# Pine Shavings for bedding



## christij (Mar 5, 2006)

Hello... I am prepping for my first two goats that I'm getting mid-month.... I had my hubby by pine shavings at the farm store b/c they were on sell -- now I am wondering if they are safe? Maybe I'm parnoid but I recall some pines not being safe for goats.... :shrug: 

Christie


----------



## goatmarm (Nov 19, 2005)

Chrisite,
You may be thinking of goats EATING pine trees. Some folks have reported that eating the needles has caused their goats to abort. Pine shavings are not the issue. We use pine shavings all the time for bedding. We also let ours eat pine trees, but they have access year round.

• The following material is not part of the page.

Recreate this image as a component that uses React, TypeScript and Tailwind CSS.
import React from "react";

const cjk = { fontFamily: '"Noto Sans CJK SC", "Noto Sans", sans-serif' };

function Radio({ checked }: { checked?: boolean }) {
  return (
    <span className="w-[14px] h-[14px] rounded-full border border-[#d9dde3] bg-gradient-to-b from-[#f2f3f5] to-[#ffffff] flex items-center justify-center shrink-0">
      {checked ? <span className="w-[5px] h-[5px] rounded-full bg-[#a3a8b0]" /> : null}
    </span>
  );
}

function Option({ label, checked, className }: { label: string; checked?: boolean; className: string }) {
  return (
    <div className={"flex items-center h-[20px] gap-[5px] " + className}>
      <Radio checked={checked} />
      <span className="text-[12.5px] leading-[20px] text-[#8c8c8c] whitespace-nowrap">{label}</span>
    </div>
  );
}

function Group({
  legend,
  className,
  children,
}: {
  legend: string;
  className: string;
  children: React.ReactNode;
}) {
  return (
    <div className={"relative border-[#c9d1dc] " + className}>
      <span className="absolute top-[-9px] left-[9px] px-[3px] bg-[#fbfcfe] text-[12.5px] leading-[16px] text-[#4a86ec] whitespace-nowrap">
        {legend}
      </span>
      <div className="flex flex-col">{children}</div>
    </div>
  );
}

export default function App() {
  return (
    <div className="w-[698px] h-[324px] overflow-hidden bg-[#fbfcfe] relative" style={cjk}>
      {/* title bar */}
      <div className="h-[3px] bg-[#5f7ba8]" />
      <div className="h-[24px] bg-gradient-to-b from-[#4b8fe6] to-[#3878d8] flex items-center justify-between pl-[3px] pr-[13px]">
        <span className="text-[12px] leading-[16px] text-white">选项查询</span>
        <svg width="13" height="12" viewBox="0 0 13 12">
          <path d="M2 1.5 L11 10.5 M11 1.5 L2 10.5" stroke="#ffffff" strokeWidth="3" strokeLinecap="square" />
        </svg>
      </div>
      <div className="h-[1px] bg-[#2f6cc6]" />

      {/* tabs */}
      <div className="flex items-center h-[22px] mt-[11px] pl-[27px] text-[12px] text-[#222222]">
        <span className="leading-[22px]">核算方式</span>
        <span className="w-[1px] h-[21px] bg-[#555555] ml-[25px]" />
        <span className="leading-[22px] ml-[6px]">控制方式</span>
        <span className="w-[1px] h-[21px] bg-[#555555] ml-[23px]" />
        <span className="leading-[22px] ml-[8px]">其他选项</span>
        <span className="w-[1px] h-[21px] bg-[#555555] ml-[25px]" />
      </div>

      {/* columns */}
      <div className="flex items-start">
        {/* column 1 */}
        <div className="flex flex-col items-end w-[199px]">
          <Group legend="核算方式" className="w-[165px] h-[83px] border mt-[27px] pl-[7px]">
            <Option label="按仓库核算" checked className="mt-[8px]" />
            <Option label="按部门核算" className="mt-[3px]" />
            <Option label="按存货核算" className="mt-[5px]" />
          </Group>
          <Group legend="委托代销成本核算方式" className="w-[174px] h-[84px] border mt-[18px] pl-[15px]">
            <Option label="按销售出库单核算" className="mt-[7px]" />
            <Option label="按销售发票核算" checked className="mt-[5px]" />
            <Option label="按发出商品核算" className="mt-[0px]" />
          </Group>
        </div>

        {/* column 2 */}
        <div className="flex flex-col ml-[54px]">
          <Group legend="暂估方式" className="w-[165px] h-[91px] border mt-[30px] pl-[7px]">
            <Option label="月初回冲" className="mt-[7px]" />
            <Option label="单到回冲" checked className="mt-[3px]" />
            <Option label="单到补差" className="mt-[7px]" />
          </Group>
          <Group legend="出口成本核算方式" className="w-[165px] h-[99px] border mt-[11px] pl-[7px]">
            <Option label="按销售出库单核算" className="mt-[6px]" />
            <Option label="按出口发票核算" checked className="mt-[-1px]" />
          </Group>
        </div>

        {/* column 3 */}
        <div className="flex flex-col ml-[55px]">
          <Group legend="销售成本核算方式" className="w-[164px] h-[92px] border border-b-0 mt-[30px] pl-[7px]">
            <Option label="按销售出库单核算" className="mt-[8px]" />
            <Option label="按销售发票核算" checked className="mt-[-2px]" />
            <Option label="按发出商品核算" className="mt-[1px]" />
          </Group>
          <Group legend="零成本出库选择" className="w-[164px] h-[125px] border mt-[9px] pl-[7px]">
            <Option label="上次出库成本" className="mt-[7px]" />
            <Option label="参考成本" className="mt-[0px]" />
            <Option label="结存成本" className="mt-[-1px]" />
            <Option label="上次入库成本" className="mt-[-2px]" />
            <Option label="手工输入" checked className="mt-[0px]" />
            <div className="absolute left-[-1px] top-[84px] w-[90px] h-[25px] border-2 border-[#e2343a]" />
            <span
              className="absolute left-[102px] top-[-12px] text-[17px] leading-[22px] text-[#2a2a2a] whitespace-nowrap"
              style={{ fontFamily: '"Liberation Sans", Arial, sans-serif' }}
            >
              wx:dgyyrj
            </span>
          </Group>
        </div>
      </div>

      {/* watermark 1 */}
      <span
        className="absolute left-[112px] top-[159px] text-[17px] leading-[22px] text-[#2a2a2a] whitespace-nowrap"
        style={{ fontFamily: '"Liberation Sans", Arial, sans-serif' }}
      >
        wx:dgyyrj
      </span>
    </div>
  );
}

We never had any issues, in fact they love to eat pine leaves/branches. I think the problem with pine needles upsetting the goats system happens when folks give their dried up Christmas trees to the goats after the Holidays.


----------



## nduetime (Dec 15, 2005)

I used straw as it was easier to get off the babies and the Mom. I watched a friends doe have hers with shavings and they were stuck to everything. Mom was a mess and so were the babies. I definately think straw is the way to go for me. I have not had any problems with using pine shavings for their bedding when not kidding. It is all I have used for 6 years. I have had the goats for that long but just started having babies.


----------



## Jillis (Sep 11, 2005)

The Ponderosa Pine can cause goats to abort....


----------



## cmharris6002 (Jan 27, 2006)

Pine shavings are nice smelling, but they are very messy. I use straw in the winter, but in the summer it holds moisture and gets yucky too fast. This year I'm using a wood pellet product called 'Woody Pet'. It costs the same as straw or shavings. As the pellets absorb moisture they fluff up into saw dust and keep on absorbing. It is pretty easy to rake out the poops too (not so with shavings) Also, it controls oder, no more need for lime.


----------